Comment by ideashower
Comment by ideashower 7 days ago
It's funny, my friends and I all entered CS around the same time (2010-2013) and I remember thinking it was weird for NEU to be using Racket. Clearly it's successful, and has proven itself to be a great place to start a CS career.
I always advocated a C based language, like C or C++. That's where my program (not NEU) began and I hated it but am grateful. We eventually moved onto Java. Later courses through my 3rd year allowed me briefly work with functional programming. We never touched Python or web frameworks until our Junior and Senior year projects, and even then it was generally voluntary and depended on the project we had proposed for our databases or algorithms classes.
What I do think CS programs should be evolving for are LLMs. Python + ChatGPT are powerful without the user knowing too much of the logic off-hand. That's a problem for new CS students who need to learn the fundamentals of logic, reasoning and programming. I don't know what languages work "less-better" with modern LLMs, all I know is that ChatGPT and Claude work exceptionally well with Python.
I suppose, as long as we keep paper exams, all hope is not lost. Maybe just a little, in my opinion.
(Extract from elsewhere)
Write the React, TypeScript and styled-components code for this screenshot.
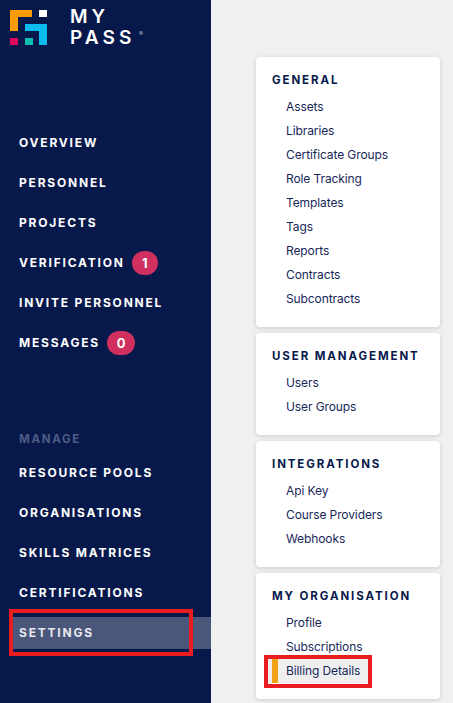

Agreed, LLMs mean that it's MORE useful and important to learn Racket and C, the LLM will help you much more with knowing the specifics of python/js/go/java or whatever human-focused language you end up working with for your job. If you want to be a stellar developer in 2025 you want to learn the things the LLM ISN'T good at, understanding the fundamentals of computer science is way more useful now than it was 5 years ago because the baseline for being good at a language is so much lower with an LLM aiding you.